Sur le Mont-Dore, Laurent Leo se retrouvait en confrontation avec une horde de Clio, et savait qu’il lui serait difficile de tirer son épingle du jeu : « L’objectif pour moi était avant tout de me faire plaisir sur une épreuve mythique, et d’essayer d’améliorer mes chronos. Je ne me suis peut-être pas totalement lâché, peut-être un peu reposé sur mes lauriers, notamment sur ma dernière montée. Malgré tout, je fais mieux que lors de mes précédentes participations, et si je suis conscient que j’aurais pu faire mieux encore, je ne peux qu’être satisfait. »
Le large parcours de Chamrousse convient parfaitement à Laurent Leo qui n’allait pas manquer de se mettre en avant : « Il est clair que je joue sur les freins, que je ne rétrograde pas, et donc les parcours très sinueux me pénalisent. A Chamrousse sur un tracé large, je suis à mon affaire, et je suis super content de mon week-end. A l’arrivée, j’étais vraiment heureux car je réalise un chrono que je n’aurais jamais pensé pouvoir faire. Malgré le froid, ce fut vraiment un super week-end », commente Laurent qui place une nouvelle fois son Ibiza sur le podium de sa classe.
Pour conclure sa saison, Laurent Leo se rendait à Turckheim, épreuve qu’il avait déjà eu l’occasion d’aborder par le passé : « Mais cette année le revêtement n’était pas au top, très glissant, et j’ai compris qu’il me serait difficile d’améliorer mes précédents chronos. Et puis Yann (Machka) m’a dit qu’en rentrant dans les points, je terminais deuxième du Challenge Open, j’ai donc roulé plus pour me classer que pour faire une performance. »
Objectifs atteints
Laurent Leo accroche donc cette deuxième place du Challenge Open, à l’issue d’une saison qui lui laissera d’excellents souvenirs : « Je n’ai pas pu être au départ de toutes les épreuves inscrites à mon calendrier initial, mais le bilan est malgré tout très positif. Il est certain que l’on peut faire mieux, mais je considère que j’ai atteint mes objectif. Et puis l’ambiance sur le Championnat est toujours aussi sympathique, c’est génial, et j’adore ça. »
De belles prouesses en course et des moments intenses partagés avec ceux qui ont été à ses côtés, voilà ce que retiendra Laurent Leo de sa saison 2018 : « Je profite de l’occasion pour remercier tous ceux qui m’ont apporté leurs soutiens, en premier lieu Alain, mon beau-père sans qui je n’aurais jamais couru. Un grand merci à Sandra, mon épouse, qui n’a pas eu d’autre choix que de me suivre », confie Laurent dans un éclat de rire. « Merci à tous les pilotes qui m’ont accueilli durant toutes ces années, et qui m’ont considéré comme l’un des leurs en faisant abstraction de mon handicap.
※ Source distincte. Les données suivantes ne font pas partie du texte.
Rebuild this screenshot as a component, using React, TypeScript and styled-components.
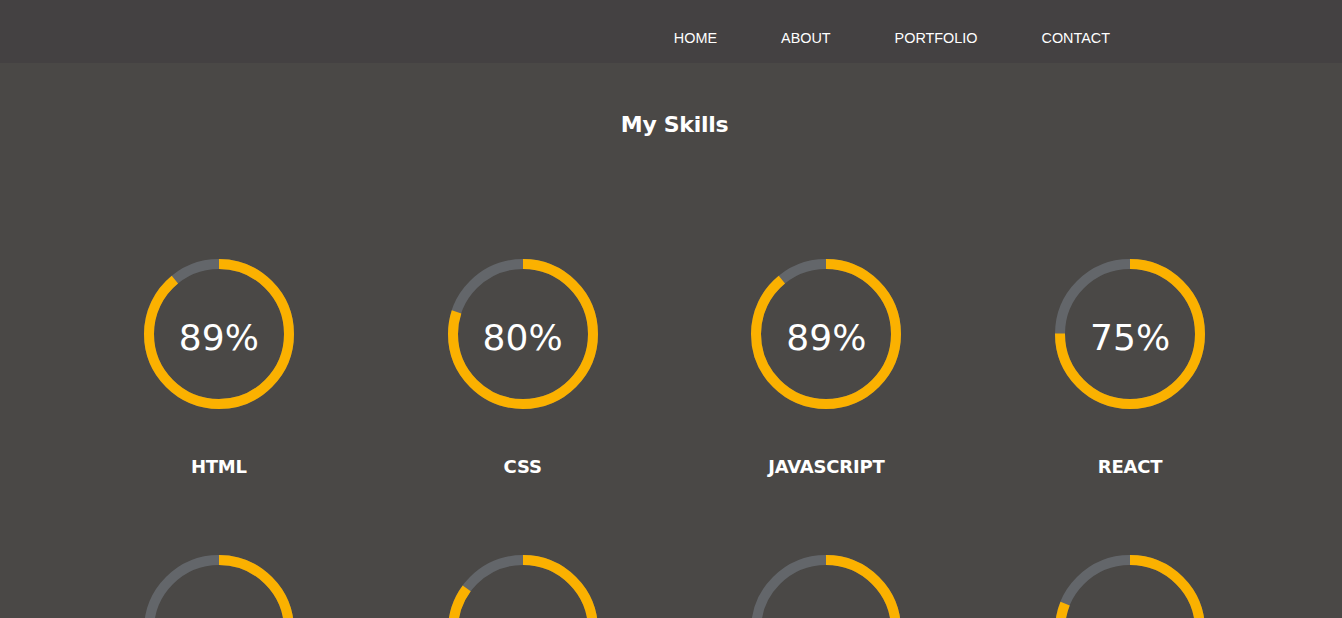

Nous avons la même passion, ils m’ont permis de la vivre de la même manière. »
Laurent Leo ne sera pas au départ de la saison 2019. Sa Seat Ibiza Trophy est vendue, et le pilote Isérois mettra la compétition entre parenthèses : « J’ai quelques soucis de santé à régler, ce qui reste bien évidemment une priorité. Je verrai dans le futur si je reviens ou pas sur le championnat », conclut Laurent.